UM – O disco é todo em inglês. Você cogita gravar em português ou a sua carreira será toda em inglês?
SJ - O disco é em inglês, sim. E continuo a compor em inglês. Mas tenho composições em português, sim, que pretendo trabalhar em algum disco futuro, com certeza.
UM – No conforto de casa, você prefere escutar um blues acústico ou elétrico? Você pensa em gravar um disco ou ter um trabalho ao vivo 100% acústico?
SJ - Na maioria das vezes, prefiro o acústico, tenho um afeto gostoso por acústicos. Mas eu escuto dos dois. Penso em gravar muitos discos ainda, se Deus quiser. Com certeza um ao vivo acústico está na lista de desejos sim! (rs)
UM – A canção Lonely man tem uma pegada daquelas jazz singers. O quanto o jazz te influenciou? Quais nomes?
SJ - Eu gosto muito de Ella Fitzgerald, Thelonious Monk, Sarah Vaughan, Louis Armstrong, Dinah Washington... Acho que Lonely Man tem um tom debochado que me lembra muito a versão de Cry me a River da Dinah Washington. Mas, na verdade, não foi algo muito pensado para esse lado, ela foi puxada para o jazz naturalmente, o que a deixou muito mais interessante e "Tarantinesca"... (rs)
UM – Você fará a abertura do tributo a Celso Blues Boy, no Circo Voador, dia 19 de outubro. Você merece a oportunidade, fez por onde! A música do Celso te influenciou também?

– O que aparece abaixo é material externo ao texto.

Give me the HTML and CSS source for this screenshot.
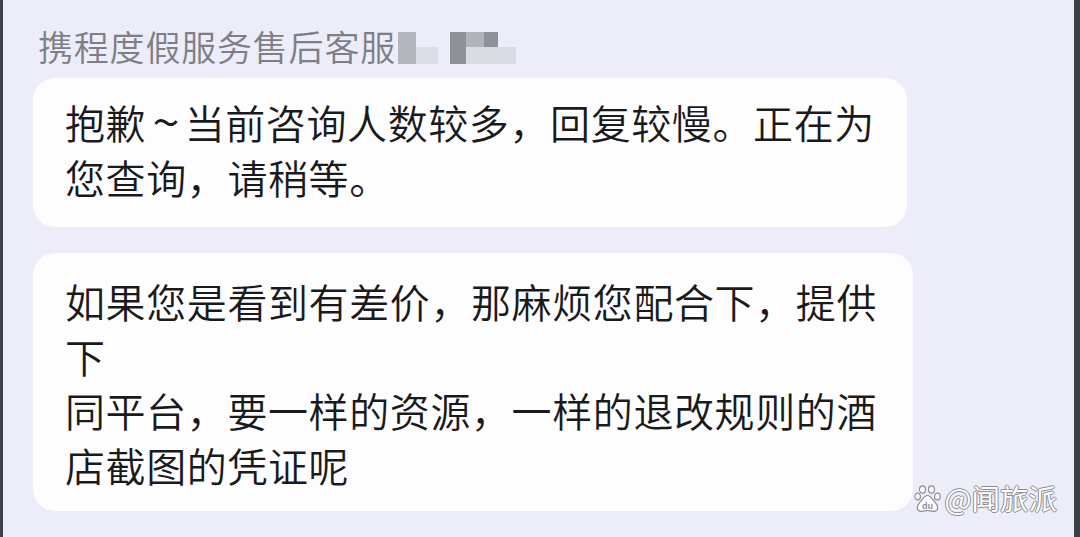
FILE: index.html
```html
<!DOCTYPE html>
<html lang="zh-CN">
<head>
  <meta charset="UTF-8">
  <meta name="viewport" content="width=device-width, initial-scale=1.0">
  <title>携程度假服务售后客服</title>
  <link rel="stylesheet" href="styles.css">
</head>
<body>
  <div class="screen">
    <!-- sender name, the tail is pixelated -->
    <div class="sender">
      携程度假服务售后客服<span class="mosaic">
        <span class="px px-a"></span>
        <span class="px px-b"></span>
        <span class="px px-c"></span>
        <span class="px px-d"></span>
        <span class="px px-e"></span>
        <span class="px px-f"></span>
      </span>
    </div>

    <div class="bubble bubble-short">
      抱歉<span class="tilde">~</span>当前咨询人数较多，回复较慢。正在为<br>您查询，请稍等。
    </div>

    <div class="bubble bubble-long">
      如果您是看到有差价，那麻烦您配合下，提供<br>下<br>同平台，要一样的资源，一样的退改规则的酒<br>店截图的凭证呢
    </div>

    <!-- watermark -->
    <div class="watermark">
      <svg class="paw" width="27" height="27" viewBox="0 0 27 27">
        <ellipse cx="8.5" cy="4.5" rx="3" ry="3.6" />
        <ellipse cx="17.5" cy="4.5" rx="3" ry="3.6" />
        <ellipse cx="3.6" cy="11.5" rx="2.8" ry="3.4" />
        <ellipse cx="23.4" cy="11.5" rx="2.8" ry="3.4" />
        <path d="M13.5 10.5c-3 0-4.6 3.2-6.6 5.6-1.9 2.3-3.6 3.8-3.6 6.3 0 2.7 2.2 3.9 4.5 3.9 2.4 0 3.6-0.8 5.7-0.8s3.3 0.8 5.7 0.8c2.3 0 4.5-1.2 4.5-3.9 0-2.5-1.7-4-3.6-6.3-2-2.4-3.6-5.6-6.6-5.6z" />
        <text x="13.5" y="23.6" text-anchor="middle">du</text>
      </svg>
      <span class="mark-text">@闻旅派</span>
    </div>
  </div>
</body>
</html>
```

FILE: styles.css
```css
html, body {
  margin: 0;
  padding: 0;
}
body {
  background-color: #3f3f46;
  font-family: "Noto Sans CJK SC", "Noto Sans", sans-serif;
}
.screen {
  position: relative;
  height: 537px;
  margin: 0 6px 0 3px;
  background-color: #ecedf8;
  overflow: hidden;
}
.sender {
  padding: 25px 0 0 35px;
  height: 42px;
  line-height: 42px;
  font-size: 35px;
  font-weight: 350;
  letter-spacing: 0.8px;
  color: #7e7e85;
  white-space: nowrap;
}
.mosaic {
  display: inline-grid;
  grid-template-columns: 18px 22px 12px 16px 18px 14px 18px;
  grid-template-rows: 15px 17px;
  vertical-align: -3px;
  margin-left: 2px;
}
.px-a { grid-column: 1; grid-row: 1 / 3; background-color: #b6b6be; }
.px-b { grid-column: 2; grid-row: 2; background-color: #dcdde5; }
.px-c { grid-column: 4; grid-row: 1 / 3; background-color: #8f8f97; }
.px-d { grid-column: 5; grid-row: 1; background-color: #b2b2ba; }
.px-e { grid-column: 6; grid-row: 1; background-color: #909099; }
.px-f { grid-column: 5 / 8; grid-row: 2; background-color: #d9dae2; }
.bubble {
  box-sizing: border-box;
  margin-left: 30px;
  background-color: #fdfdfd;
  border-radius: 22px;
  font-size: 40px;
  font-weight: 350;
  letter-spacing: 0.6px;
  line-height: 55px;
  color: #1a1a1c;
  white-space: nowrap;
}
.tilde {
  font-size: 50px;
  line-height: 40px;
  letter-spacing: 0;
  padding: 0 5px 0 6px;
  vertical-align: -2px;
}
.bubble-short {
  width: 874px;
  margin-top: 11px;
  padding: 17px 32px 22px;
}
.bubble-long {
  width: 880px;
  margin-top: 26px;
  padding: 21px 32px 19px;
  line-height: 54.5px;
}
.watermark {
  position: absolute;
  right: 17px;
  bottom: 25px;
  display: flex;
  align-items: center;
  gap: 4px;
  height: 28px;
}
.paw ellipse, .paw path {
  fill: #ffffff;
  stroke: #8c8c94;
  stroke-width: 1.2;
}
.paw text {
  font-family: "Liberation Sans", sans-serif;
  font-size: 9px;
  font-weight: bold;
  fill: #8c8c94;
}
.mark-text {
  font-size: 28.5px;
  line-height: 28px;
  color: #ffffff;
  text-shadow: 1px 0 0 #8c8c94, -1px 0 0 #8c8c94, 0 1px 0 #8c8c94, 0 -1px 0 #8c8c94;
}
```
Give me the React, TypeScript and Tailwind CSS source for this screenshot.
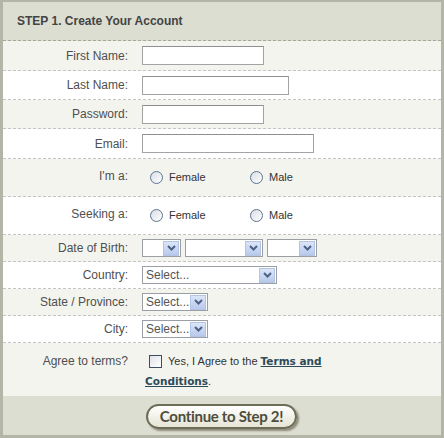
import React from "react";

const font = { fontFamily: '"Liberation Sans", Arial, sans-serif' };

const Arrow = () => (
  <span className="flex h-[15px] w-[16px] items-center justify-center border border-[#b4c4e4] bg-gradient-to-b from-[#dce6f8] to-[#b8c9ec]">
    <svg width="9" height="6" viewBox="0 0 9 6">
      <path d="M1 1 L4.5 4.5 L8 1" fill="none" stroke="#4d6185" strokeWidth="2" />
    </svg>
  </span>
);

const Select = ({ w, text }: { w: string; text?: string }) => (
  <div className={`flex h-[18px] items-center justify-between border border-[#9a9fa6] bg-white pl-[3px] pr-px ${w}`}>
    <span className="text-[12px] leading-none text-[#555]">{text}</span>
    <Arrow />
  </div>
);

const Input = ({ w }: { w: string }) => (
  <div className={`h-[19px] border border-[#a3a3a3] border-t-[#8f8f8f] bg-white ${w}`} />
);

const Radio = ({ label }: { label: string }) => (
  <div className="flex items-center">
    <span className="h-[13px] w-[13px] rounded-full border border-[#5b7394] bg-gradient-to-br from-[#d9dde3] to-white" />
    <span className="ml-[6px] text-[11px] text-[#333]">{label}</span>
  </div>
);

const Row = ({
  label,
  light,
  h,
  children,
  top,
}: {
  label: string;
  light?: boolean;
  h: string;
  children: React.ReactNode;
  top?: string;
}) => (
  <div
    className={`flex border-b border-dashed border-[#c4c4c4] ${h} ${light ? "bg-[#f4f4ef]" : "bg-white"} ${top ? "items-start " + top : "items-center"}`}
  >
    <div className="w-[125px] text-right text-[12px] text-[#4f4f4f]">{label}</div>
    <div className="ml-[14px]">{children}</div>
  </div>
);

const linkCls = "text-[10.5px] font-bold text-[#2d4b58] underline";
const linkFont = { fontFamily: '"DejaVu Sans", Verdana, sans-serif' };

export default function App() {
  return (
    <div
      className="h-[438px] w-[444px] border-x-[3px] border-t-[2px] border-b-[3px] border-[#b3b6a6] bg-[#dcded2]"
      style={font}
    >
      <div className="flex h-[39px] items-center border-b border-dashed border-[#a6a897] pl-[14px]">
        <h1 className="text-[12px] font-bold text-[#444]">STEP 1. Create Your Account</h1>
      </div>

      <Row label="First Name:" light h="h-[30px]">
        <Input w="w-[122px]" />
      </Row>
      <Row label="Last Name:" h="h-[29px]">
        <Input w="w-[147px]" />
      </Row>
      <Row label="Password:" light h="h-[29px]">
        <Input w="w-[122px]" />
      </Row>
      <Row label="Email:" h="h-[30px]">
        <Input w="w-[172px]" />
      </Row>
      <Row label="I'm a:" light h="h-[38px]" top="pt-[8px]">
        <div className="flex pl-[8px] pt-[2px]">
          <div className="w-[100px]">
            <Radio label="Female" />
          </div>
          <Radio label="Male" />
        </div>
      </Row>
      <Row label="Seeking a:" h="h-[38px]" top="pt-[8px]">
        <div className="flex pl-[8px] pt-[2px]">
          <div className="w-[100px]">
            <Radio label="Female" />
          </div>
          <Radio label="Male" />
        </div>
      </Row>
      <Row label="Date of Birth:" light h="h-[27px]">
        <div className="flex gap-[4px]">
          <Select w="w-[39px]" />
          <Select w="w-[78px]" />
          <Select w="w-[50px]" />
        </div>
      </Row>
      <Row label="Country:" h="h-[27px]">
        <Select w="w-[135px]" text="Select..." />
      </Row>
      <Row label="State / Province:" light h="h-[27px]">
        <Select w="w-[66px]" text="Select..." />
      </Row>
      <Row label="City:" h="h-[27px]">
        <Select w="w-[66px]" text="Select..." />
      </Row>

      <div className="flex h-[54px] items-start border-b border-[#dcded2] bg-[#f4f4ef] pt-[8px]">
        <div className="w-[125px] pt-[1px] text-right text-[12px] text-[#4f4f4f]">Agree to terms?</div>
        <div className="ml-[17px] flex flex-col text-[11px] leading-[20px] text-[#333]">
          <div className="flex items-center">
            <span className="ml-[4px] mr-[6px] h-[13px] w-[13px] border border-[#3e4d60] bg-gradient-to-br from-[#dfe2e6] to-white" />
            <span>Yes, I Agree to the&nbsp;</span>
            <a href="#" className={linkCls} style={linkFont}>
              Terms and
            </a>
          </div>
          <div>
            <a href="#" className={linkCls} style={linkFont}>
              Conditions
            </a>
            <span>.</span>
          </div>
        </div>
      </div>

      <div className="flex h-[38px] items-center pl-[143px]">
        <button
          className="flex h-[25px] w-[151px] items-center justify-center rounded-full border-2 border-[#6d6c57] bg-gradient-to-b from-white to-[#e6e4d4] text-[15px] font-bold tracking-[-0.3px] text-[#4d4d3c] shadow-[2px_2px_2px_#8d8c7c]"
          style={{ fontFamily: 'Lato, "Open Sans", sans-serif' }}
        >
          Continue to Step 2!
        </button>
      </div>
    </div>
  );
}
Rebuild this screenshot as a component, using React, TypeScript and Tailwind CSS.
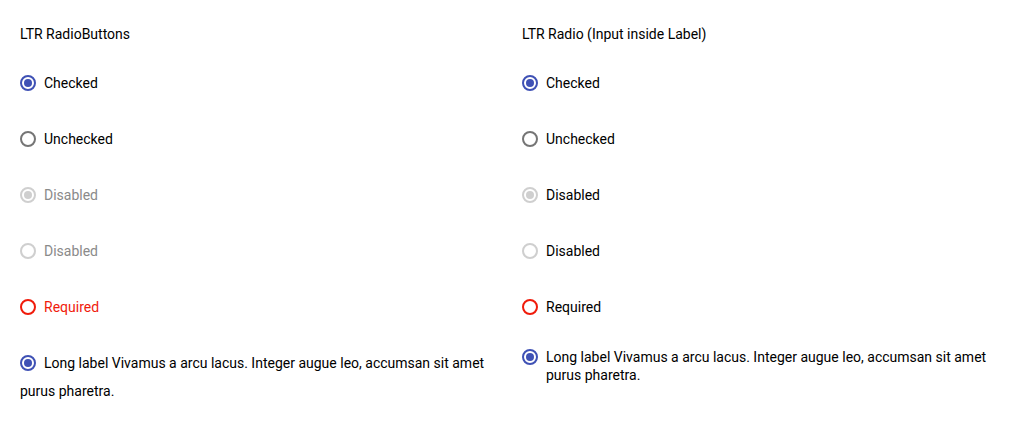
type Variant = 'checked' | 'unchecked' | 'disabledChecked' | 'disabled' | 'required';

function Radio({ variant, className = '' }: { variant: Variant; className?: string }) {
  const ring =
    variant === 'checked'
      ? 'border-[#3f51b5]'
      : variant === 'unchecked'
        ? 'border-[#757575]'
        : variant === 'required'
          ? 'border-[#f01b0b]'
          : 'border-[#cfcfcf]';
  const dot =
    variant === 'checked' ? 'bg-[#3f51b5]' : variant === 'disabledChecked' ? 'bg-[#cfcfcf]' : '';
  return (
    <span
      className={`inline-flex items-center justify-center w-4 h-4 rounded-full border-2 shrink-0 ${ring} ${className}`}
    >
      {dot && <span className={`block w-2 h-2 rounded-full ${dot}`} />}
    </span>
  );
}

const items: { variant: Variant; label: string }[] = [
  { variant: 'checked', label: 'Checked' },
  { variant: 'unchecked', label: 'Unchecked' },
  { variant: 'disabledChecked', label: 'Disabled' },
  { variant: 'disabled', label: 'Disabled' },
  { variant: 'required', label: 'Required' },
];

const longLabel = 'Long label Vivamus a arcu lacus. Integer augue leo, accumsan sit amet purus pharetra.';

export default function App() {
  return (
    <div
      className="grid grid-cols-2 gap-5 px-5 pt-6 bg-white text-black text-sm"
      style={{ fontFamily: 'Roboto, "Liberation Sans", sans-serif' }}
    >
      {/* standalone radio buttons */}
      <div>
        <div className="leading-5 mb-[11px]">LTR RadioButtons</div>
        {items.map(({ variant, label }, i) => {
          const color =
            variant === 'disabled' || variant === 'disabledChecked'
              ? 'text-[#8a8a8a]'
              : variant === 'required'
                ? 'text-[#f01b0b]'
                : 'text-black';
          return (
            <div key={i} className="flex items-center gap-2 h-14">
              <Radio variant={variant} />
              <span className={color}>{label}</span>
            </div>
          );
        })}
        <div className="py-[14px] leading-7">
          <Radio variant="checked" className="align-middle mr-2 -mt-[3px]" />
          {longLabel}
        </div>
      </div>

      {/* input inside label */}
      <div>
        <div className="leading-5 mb-[11px]">LTR Radio (Input inside Label)</div>
        {items.map(({ variant, label }, i) => (
          <label key={i} className="flex items-center gap-2 h-14">
            <Radio variant={variant} />
            <span>{label}</span>
          </label>
        ))}
        <label className="flex items-start gap-2 pt-[13px] leading-[18px]">
          <Radio variant="checked" className="mt-px" />
          <span>{longLabel}</span>
        </label>
      </div>
    </div>
  );
}
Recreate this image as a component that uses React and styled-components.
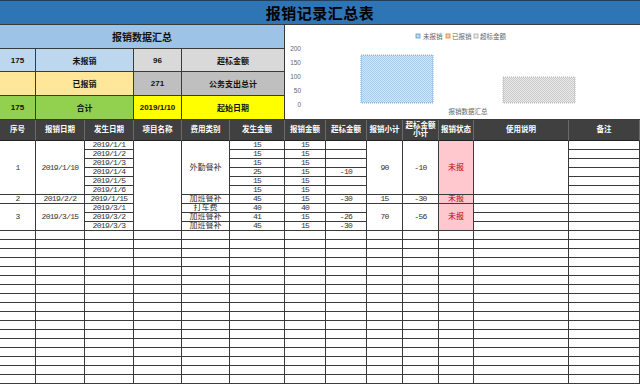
import React from 'react'
import styled, { createGlobalStyle } from 'styled-components'

const GlobalStyle = createGlobalStyle`
  html, body {
    margin: 0;
    padding: 0;
    background: #ffffff;
    overflow: hidden;
  }
`

const cjk = `"Liberation Sans", "Noto Sans CJK SC", sans-serif`
const mono = `"Liberation Mono", "Noto Sans CJK SC", monospace`
const line = '#3a3a3a'

const Page = styled.div`
  width: 640px;
  height: 385px;
  overflow: hidden;
  font-family: ${cjk};
  background: #fff;
`

const TitleBar = styled.div`
  height: 25px;
  box-sizing: border-box;
  border-top: 1px solid #1f3f60;
  border-bottom: 1px solid ${line};
  background: #2e75b6;
  display: flex;
  align-items: center;
  justify-content: center;
  font-size: 15px;
  font-weight: 700;
  color: #000;
  letter-spacing: 0.5px;
`

const TopSection = styled.div`
  display: flex;
  height: 95px;
`

const Summary = styled.div`
  display: grid;
  grid-template-columns: 36px 98px 48px 103px;
  grid-template-rows: 24px 23px 24px 24px;
  width: 285px;
`

const SumCell = styled.div`
  grid-column: span ${p => p.$cols || 1};
  box-sizing: border-box;
  border-right: 1px solid ${line};
  border-bottom: 1px solid ${line};
  background: ${p => p.$bg};
  display: flex;
  align-items: center;
  justify-content: center;
  font-size: ${p => (p.$big ? '10px' : '8px')};
  font-weight: 700;
  color: #111;
`

const ChartPanel = styled.div`
  width: 355px;
  height: 95px;
  box-sizing: border-box;
  border-bottom: 1px solid ${line};
  background: #fff;
`

const Table = styled.div`
  display: grid;
  grid-template-columns: 36px 49px 49px 48px 48px 55px 41px 41px 36px 36px 35px 95px 71px;
  grid-template-rows: 21px;
  grid-auto-rows: 9px;
`

const HeadCell = styled.div`
  box-sizing: border-box;
  border-right: 1px solid #6a6a6a;
  border-bottom: 1px solid #222;
  background: #404040;
  color: #fff;
  font-size: 7.5px;
  font-weight: 700;
  line-height: 8px;
  display: flex;
  align-items: center;
  justify-content: center;
  text-align: center;
`

const Cell = styled.div`
  grid-row: span ${p => p.$rows || 1};
  box-sizing: border-box;
  border-right: 1px solid ${line};
  border-bottom: 1px solid ${line};
  background: ${p => (p.$status ? '#ffc7ce' : '#fff')};
  color: ${p => (p.$status ? '#c00000' : '#333')};
  font-family: ${mono};
  font-size: 8px;
  line-height: 8px;
  letter-spacing: ${p => (p.$cjk ? '0' : '-0.7px')};
  display: flex;
  align-items: center;
  justify-content: center;
  white-space: nowrap;
  overflow: hidden;
`

const headers = [
  '序号', '报销日期', '发生日期', '项目名称', '费用类别', '发生金额', '报销金额',
  '超标金额', '报销小计', '超标金额\n小计', '报销状态', '使用说明', '备注'
]

const c = (t, rows, extra = {}) => ({ t, rows, ...extra })

const dataRows = [
  [c('1', 6), c('2019/1/10', 6), c('2019/1/1'), c('', 10), c('外勤餐补', 6), c('15'), c('15'), c(''),
    c('90', 6), c('-10', 6), c('未报', 6, { status: true }), c('', 6), c('')],
  [c('2019/1/2'), c('15'), c('15'), c(''), c('')],
  [c('2019/1/3'), c('15'), c('15'), c(''), c('')],
  [c('2019/1/4'), c('25'), c('15'), c('-10'), c('')],
  [c('2019/1/5'), c('15'), c('15'), c(''), c('')],
  [c('2019/1/6'), c('15'), c('15'), c(''), c('')],
  [c('2'), c('2019/2/2'), c('2019/1/15'), c('加班餐补'), c('45'), c('15'), c('-30'), c('15'), c('-30'),
    c('未报', 1, { status: true }), c(''), c('')],
  [c('3', 3), c('2019/3/15', 3), c('2019/3/1'), c('打车费'), c('40'), c('40'), c(''),
    c('70', 3), c('-56', 3), c('未报', 3, { status: true }), c(''), c('')],
  [c('2019/3/2'), c('加班餐补'), c('41'), c('15'), c('-26'), c(''), c('')],
  [c('2019/3/3'), c('加班餐补'), c('45'), c('15'), c('-30'), c(''), c('')]
]

const emptyRows = 17

const isCjk = t => /[\u4e00-\u9fff]/.test(t)

function Chart () {
  const ticks = [200, 150, 100, 50, 0]
  return (
    <svg width='355' height='94' viewBox='0 0 355 94'>
      <defs>
        <pattern id='hatchBlue' width='2' height='2' patternUnits='userSpaceOnUse'>
          <rect width='2' height='2' fill='#d3e4f5' />
          <rect width='1' height='1' fill='#a9cbec' />
          <rect x='1' y='1' width='1' height='1' fill='#a9cbec' />
        </pattern>
        <pattern id='hatchGray' width='2' height='2' patternUnits='userSpaceOnUse'>
          <rect width='2' height='2' fill='#ececec' />
          <rect width='1' height='1' fill='#c8c8c8' />
          <rect x='1' y='1' width='1' height='1' fill='#c8c8c8' />
        </pattern>
      </defs>
      <g fontFamily='"Liberation Sans", "Noto Sans CJK SC", sans-serif' fontSize='6.5' fill='#666'>
        <rect x='131' y='9' width='4' height='4' fill='#bdd7ee' stroke='#5b9bd5' strokeWidth='0.8' />
        <text x='138' y='13.5'>未报销</text>
        <rect x='161' y='9' width='4' height='4' fill='#f8cbad' stroke='#ed7d31' strokeWidth='0.8' />
        <text x='167' y='13.5'>已报销</text>
        <rect x='189' y='9' width='4' height='4' fill='#ededed' stroke='#a5a5a5' strokeWidth='0.8' />
        <text x='195' y='13.5'>超标金额</text>
        {ticks.map((v, i) => (
          <text key={v} x='16' y={25.5 + i * 14} textAnchor='end'>{v}</text>
        ))}
        <text x='183' y='89' textAnchor='middle'>报销数据汇总</text>
      </g>
      <rect x='76' y='30' width='72' height='48' fill='url(#hatchBlue)' stroke='#5b9bd5' strokeWidth='0.8' strokeDasharray='1 1' />
      <rect x='218' y='52' width='72' height='26' fill='url(#hatchGray)' stroke='#a5a5a5' strokeWidth='0.8' strokeDasharray='1 1' />
    </svg>
  )
}

export default function App () {
  return (
    <Page>
      <GlobalStyle />
      <TitleBar>报销记录汇总表</TitleBar>
      <TopSection>
        <Summary>
          <SumCell $cols={4} $bg='#9dc3e6' $big>报销数据汇总</SumCell>
          <SumCell $bg='#bdd7ee'>175</SumCell>
          <SumCell $bg='#bdd7ee'>未报销</SumCell>
          <SumCell $bg='#d9d9d9'>96</SumCell>
          <SumCell $bg='#d9d9d9'>超标金额</SumCell>
          <SumCell $bg='#ffe699' />
          <SumCell $bg='#ffe699'>已报销</SumCell>
          <SumCell $bg='#bfbfbf'>271</SumCell>
          <SumCell $bg='#bfbfbf'>公务支出总计</SumCell>
          <SumCell $bg='#92d050'>175</SumCell>
          <SumCell $bg='#92d050'>合计</SumCell>
          <SumCell $bg='#ffff00'>2019/1/10</SumCell>
          <SumCell $bg='#ffff00'>起始日期</SumCell>
        </Summary>
        <ChartPanel>
          <Chart />
        </ChartPanel>
      </TopSection>
      <Table>
        {headers.map(h => (
          <HeadCell key={h}>
            {h.split('\n').map((part, i) => <React.Fragment key={i}>{i > 0 && <br />}{part}</React.Fragment>)}
          </HeadCell>
        ))}
        {dataRows.map((row, r) => row.map((cell, i) => (
          <Cell key={`${r}-${i}`} $rows={cell.rows} $status={cell.status} $cjk={isCjk(cell.t)}>
            {cell.t}
          </Cell>
        )))}
        {Array.from({ length: emptyRows * 13 }, (_, i) => <Cell key={`e${i}`} />)}
      </Table>
    </Page>
  )
}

SJ - Obrigada pelo reconhecimento. Sou muito grata ao convite feito pelo Jefferson Gonçalves para abrir este show. Não podemos deixar de falar do Celso Blues Boy quando falamos da cena de blues no Brasil. Embora meu trabalho caminhe para uma outra vertente, não posso deixar de ser grata ao que esse grande artista fez por nós. Ele abriu, desbravou, caminhos para os que viriam atrás seguindo o gênero.